Об источниках офирских «катехизмов» князя М. М. Щербатова
Автор: Ростовцева Юлия Александровна
Журнал: Проблемы исторической поэтики @poetica-pro
Статья в выпуске: т.13, 2015 года.
Бесплатный доступ
Статья посвящена утопии князя М. М. Щербатова «Путешествие в землю Офирскую» (1784). Произведение рассматривается в малоисследованном аспекте. Объектом изучения является педагогический идеал, представленный в образе офирских училищ. Особое внимание при этом уделяется основе воспитательной системы - «маленьким книжкам», содержащим «катехизмы», нравственный и гражданский, которые преподаются в школах наряду с другими предметами. О «катехизмах» не раз упоминалось в научной литературе, однако специальных работ по данной теме написано не было. Между тем для истории литературы они имеют особый интерес. В них отражены не только фрагменты биографии писателя, его взгляд на современные педагогические теории, но и предложен образ человека и гражданина, истинного Сына Отечества. Предметом сравнительного анализа становятся предполагаемые источники «катехизмов», среди которых сочинения С. Пуффендорфа, монаха-августинца И. Фельбигера, «Наказ» Екатерины II и собственные педагогические тексты М. М. Щербатова. Автор статьи приходит к выводу о том, что щербатовский идеал школьного образования был прочно связан с истинами христианского закона.
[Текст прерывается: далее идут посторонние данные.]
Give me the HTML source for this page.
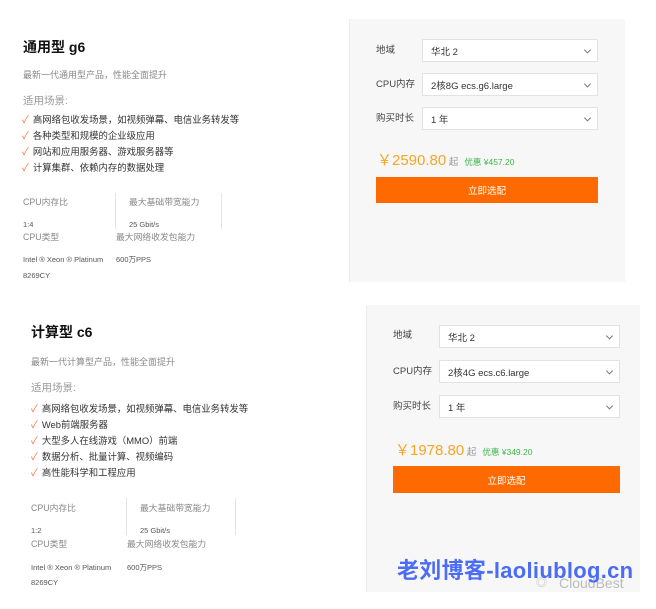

М. м. щербатов, литературная утопия, педагогический идеал, естественная религия, катехизис
Короткий адрес: https://sciup.org/14748924
IDR: 14748924 | DOI: 10.15393/j9.art.2015.2813
Текст научной статьи Об источниках офирских «катехизмов» князя М. М. Щербатова
В 1783 году князь М. М. Щербатов создает политическую утопию «Путешествие в землю Офирскую господина С., шведского дворянина». Как отмечалось неоднократно, Офи-рия — это аллегорический образ идеального в представлении Щербатова Российского государства [5], [9], [10]. В этом произведении исследователи нередко усматривали завуалированную критику современных писателю порядков [3], [4], [10]. Не случайно, как отмечает А. А. Кизеветтер, по своему жанровому своеобразию «Путешествие…» не является классической утопией, включая элементы пророчества и сатиры
[4, 31]. В тексте присутствует множество современных автору реалий. Так, Д. В. Бугров сделал вывод, что Офир — это «улучшенная» Россия, помещенная Щербатовым по всем правилам классической утопической литературы на крайнем юге планеты (еще не исследованном, а значит, абсолютно утопическом «месте, которого нет», в полуабстрактном «нигде») [2]. Художественная копия Российской империи, вместе с тем, гораздо более очевидна: географически автор расположил Офирию в том же месте, какое в южном положении соответствовало России, на что указывает А. Н. Пыпин в статье 1896 года «Полузабытый писатель XVIII века» [6].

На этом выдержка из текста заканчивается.